**Directions**
Restate, exactly and without pictures, the lines from the start of the listing below through the line holding "import React from 'react';".

**Collected material**
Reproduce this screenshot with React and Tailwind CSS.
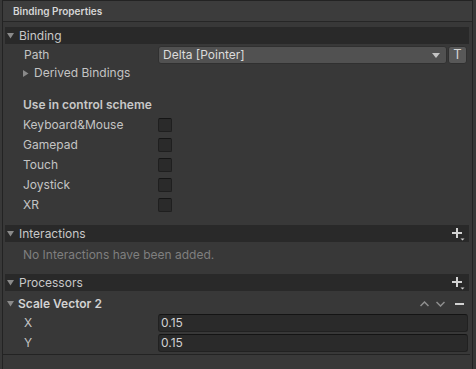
import React from 'react';

const Tri = ({ down = true }) =>
  down ? (
    <svg width="7" height="7" viewBox="0 0 7 7" className="shrink-0">
      <path d="M0 1 L7 1 L3.5 6.5 Z" fill="#8a8a8a" />
    </svg>
  ) : (
    <svg width="7" height="7" viewBox="0 0 7 7" className="shrink-0">
      <path d="M1 0 L6.5 3.5 L1 7 Z" fill="#8a8a8a" />
    </svg>
  );

const PlusMenu = () => (
  <svg width="14" height="13" viewBox="0 0 14 13">
    <path d="M5 0 H7 V4 H11 V6 H7 V10 H5 V6 H1 V4 H5 Z" fill="#d2d2d2" />
    <path d="M9.5 10.5 H13.5 L11.5 12.5 Z" fill="#d2d2d2" />
  </svg>
);

function Header({ title, plus }) {
  return (
    <div className="ml-[2px] mr-[3px] h-[17px] shrink-0 bg-[#292929] flex items-center pl-[2px] pr-[4px]">
      <Tri />
      <span className="ml-[5px] text-[12px] text-[#c8c8c8]">{title}</span>
      {plus && (
        <span className="ml-auto mt-[2px]">
          <PlusMenu />
        </span>
      )}
    </div>
  );
}

function Checkbox() {
  return (
    <div className="w-[14px] h-[14px] rounded-[2px] bg-[#2a2a2a] border border-[#1f1f1f] border-t-[#151515]" />
  );
}

function InputRow({ label, value }) {
  return (
    <div className="h-[20px] shrink-0 flex items-start">
      <span className="w-[155px] h-[18px] flex items-center pl-[21px] text-[12px] text-[#c4c4c4]">{label}</span>
      <div className="w-[310px] h-[18px] rounded-[3px] bg-[#2a2a2a] border border-[#212121] border-t-[#141414] flex items-center px-[2px] text-[12px] text-[#d2d2d2]">
        {value}
      </div>
    </div>
  );
}

export default function App() {
  const schemes = ['Keyboard&Mouse', 'Gamepad', 'Touch', 'Joystick', 'XR'];

  return (
    <div className="w-[476px] h-[369px] bg-[#383838] overflow-hidden" style={{ fontFamily: 'Inter, "Noto Sans", sans-serif' }}>
      <div className="ml-[2px] w-[471px] h-[369px] border-l border-r border-t border-[#232323] flex flex-col">
        {/* Title */}
        <div className="h-[21px] shrink-0 bg-[#3c3c3c] border-b border-[#262626] flex items-center pl-[10px] text-[10px] font-semibold text-[#d6d6d6]">
          Binding Properties
        </div>

        <div className="h-[5px] shrink-0" />
        <Header title="Binding" />

        {/* Path */}
        <div className="h-[20px] shrink-0 mt-[1px] flex items-center">
          <span className="w-[155px] pl-[21px] text-[12px] text-[#c4c4c4]">Path</span>
          <div className="w-[289px] h-[18px] rounded-[3px] bg-[#515151] border border-[#303030] flex items-center pl-[4px] pr-[6px] text-[12px] text-[#dcdcdc]">
            Delta [Pointer]
            <svg width="8" height="5" viewBox="0 0 8 5" className="ml-auto">
              <path d="M0 0 H8 L4 5 Z" fill="#c4c4c4" />
            </svg>
          </div>
          <div className="ml-[1px] w-[19px] h-[18px] rounded-[3px] bg-[#585858] border border-[#303030] flex items-center justify-center text-[13px] text-[#d4d4d4]">
            T
          </div>
        </div>

        {/* Derived */}
        <div className="h-[16px] shrink-0 flex items-center pl-[19px]">
          <Tri down={false} />
          <span className="ml-[5px] text-[12px] text-[#c4c4c4]">Derived Bindings</span>
        </div>

        <div className="h-[14px] shrink-0" />
        <div className="h-[20px] shrink-0 flex items-center pl-[20px] text-[12px] font-semibold text-[#c8c8c8]">
          Use in control scheme
        </div>
        {schemes.map((s) => (
          <div key={s} className="h-[20px] shrink-0 flex items-center">
            <span className="w-[155px] pl-[20px] text-[12px] text-[#c4c4c4]">{s}</span>
            <Checkbox />
          </div>
        ))}

        <div className="h-[10px] shrink-0" />
        <Header title="Interactions" plus />
        <div className="h-[26px] shrink-0 flex items-center pl-[20px] text-[12px] text-[#7f7f7f]">
          No Interactions have been added.
        </div>

        <div className="h-[6px] shrink-0" />
        <Header title="Processors" plus />

        {/* Scale Vector 2 */}
        <div className="h-[23px] shrink-0 flex items-center pt-[2px] pl-[4px] pr-[8px]">
          <Tri />
          <span className="ml-[4px] text-[12px] font-semibold text-[#d2d2d2]">Scale Vector 2</span>
          <div className="ml-auto flex items-center">
            <svg width="9" height="6" viewBox="0 0 9 6">
              <path d="M0.5 5 L4.5 1 L8.5 5" stroke="#8e8e8e" strokeWidth="1.5" fill="none" />
            </svg>
            <svg width="9" height="6" viewBox="0 0 9 6" className="ml-[7px]">
              <path d="M0.5 1 L4.5 5 L8.5 1" stroke="#8e8e8e" strokeWidth="1.5" fill="none" />
            </svg>
            <div className="ml-[10px] w-[9px] h-[2px] bg-[#d2d2d2]" />
          </div>
        </div>
        <InputRow label="X" value="0.15" />
        <InputRow label="Y" value="0.15" />
        <div className="mr-[2px] h-px shrink-0 bg-[#232323]" />
      </div>
    </div>
  );
}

**Correct answer**
Reproduce this screenshot with React and Tailwind CSS.
import React from 'react';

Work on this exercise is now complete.